Kevin’s solution was to quit paying for the cleaning service. That way we could wash them ourselves and not wait a week for the service to deliver our cleaned and pressed uniforms.
I thought the uniforms were dorky but it was less laundry for me when they were being cleaned. After Kevin quit paying to have them cleaned I quit wearing them. I preferred sweatpants and t-shirts. He complained and made fun of me but I was immune by then.
Kevin never quit wearing his uniform. We all suspected that he still paid to have his cleaned and pressed; that he just quit paying to have ours cleaned. Eventually he quit buying uniforms for the new hires. In the end he was the only one wearing a Miller Disposal uniform.

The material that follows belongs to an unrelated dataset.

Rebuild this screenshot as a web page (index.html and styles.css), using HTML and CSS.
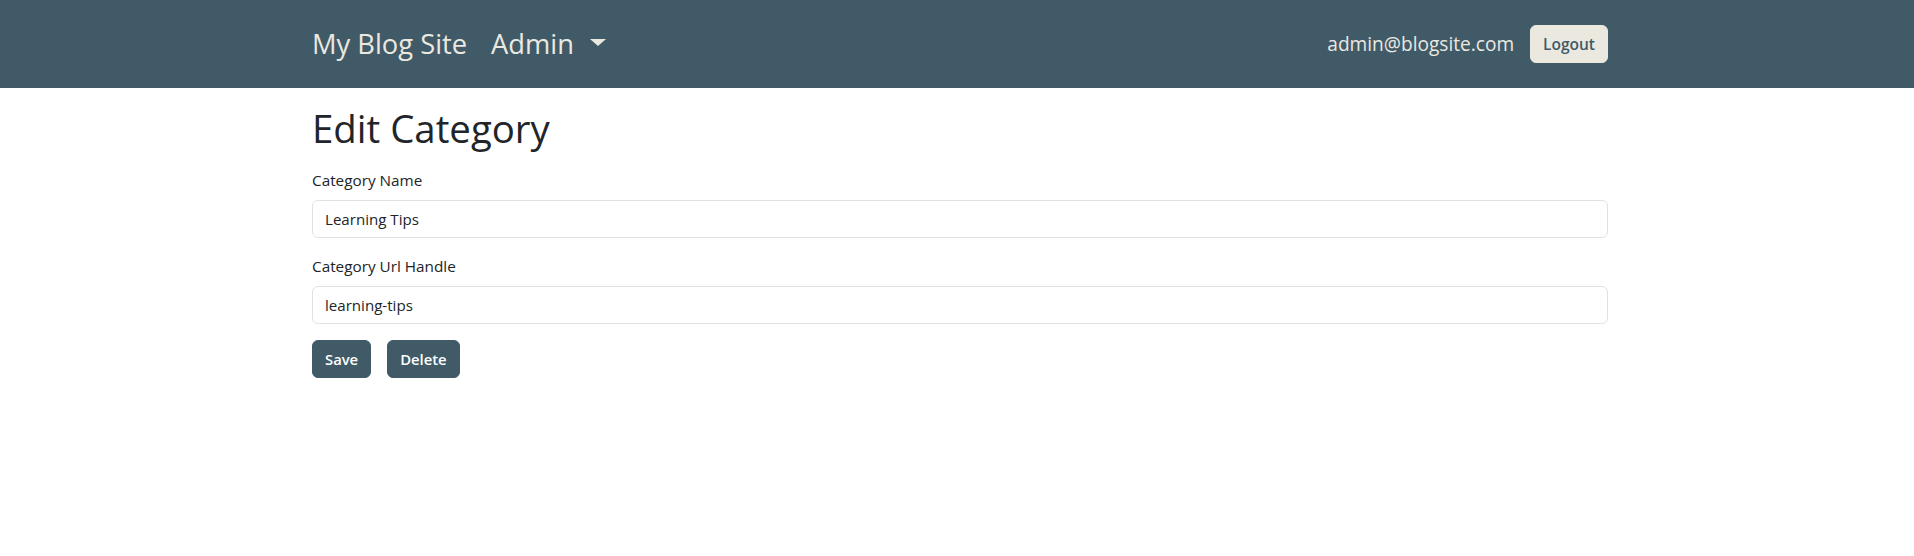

Curly Jones’s wardrobe rapidly devolved into holey shirts and pants that had been stitched up hundreds of times. Kevin complained bitterly about the clothes Curly wore. It was Curly’s one act of rebellion against Kevin. Curly loved having a clean, freshly pressed uniform to put on in the morning. It made him proud. If Kevin didn’t care anymore then Curly wasn’t going to pretend to care either.
The men who did well working at Miller Disposal had nothing to offer but servitude. They didn’t solve problems. They didn’t have ideas. They did what Kevin told them to do without question.-
I was burned out. I grew quiet. I no longer put forth any ideas. I was a ghost. When I got to work I would grab my route sheet and leave. I wouldn’t talk to anyone unless I was directly confronted or if it was business.
So I was surprised when Kevin gave me a jacket with Driver of the Year printed across the shoulder blades. Every year Kevin would dub a driver, “Driver of the Year.” I’d been at Miller Disposal for 4 years and knew I’d never win, so I was shocked. It was a decent looking jacket, but I was puzzled. Why me?
I asked Kevin and he said, “Because you don’t bitch, you just do your job.”
There it is. I’d finally been bent, broken and molded into exactly what Kevin wanted: seen but not heard. Service only, no smile required.